Problem statement: How to translate an expression into a C-like language

This tutorial was prompted by a question on Stack Overflow by user2516265. Here it is, slightly edited:

I am writing a script to read an Excel file translate the text into C programing syntax.

So in the Excel sheet I have string like this:

If ((Myvalue.xyz == 1) Or (Frame_1.signal_1 == 1))
Then a = 1 Else a = 0;

I am trying to create this output:

a = (((Myvalue.xyz == 1) || (Frame_1.signal_1 == 1)) ? 1 : 0)
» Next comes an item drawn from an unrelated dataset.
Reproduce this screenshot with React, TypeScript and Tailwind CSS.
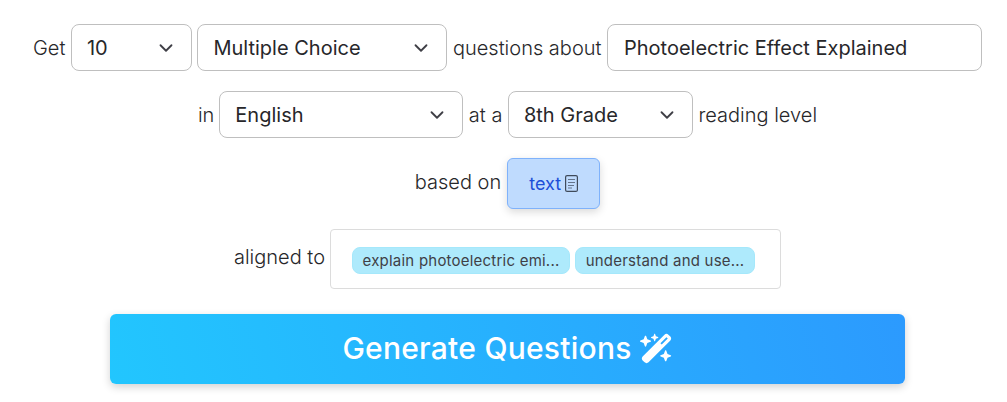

How this can be handled in Perl?

Short introduction to Marpa

Various parser exists for Perl. Some of these are ancient tech, some are solid but slow, some are awesome. My favourite parsers are:

Regexp::Grammars
Provides many powerful and expressive tools. Retains the full power of Perl regexes. The downside: now everything is one huge regex.
Parser::MGC
Makes it trivial to write an object oriented top-down parser. However, the resulting code is unneccessarily verbose.
Recursive Descent
It is often best to write a RecDesc parser by hand. This affords a lot of flexibility, but can get tedious.
Marpa::R2
This is a wrapper around libmarpa. It is written in C, and uses Early parsing instead of top-down techniques. This makes it fairly easy to write arbitrary BNF, which Marpa will happily use. While it is strictly less powerful than regexes, Marpa provides excellent interfaces and good debugging help that often makes it worth the extra code.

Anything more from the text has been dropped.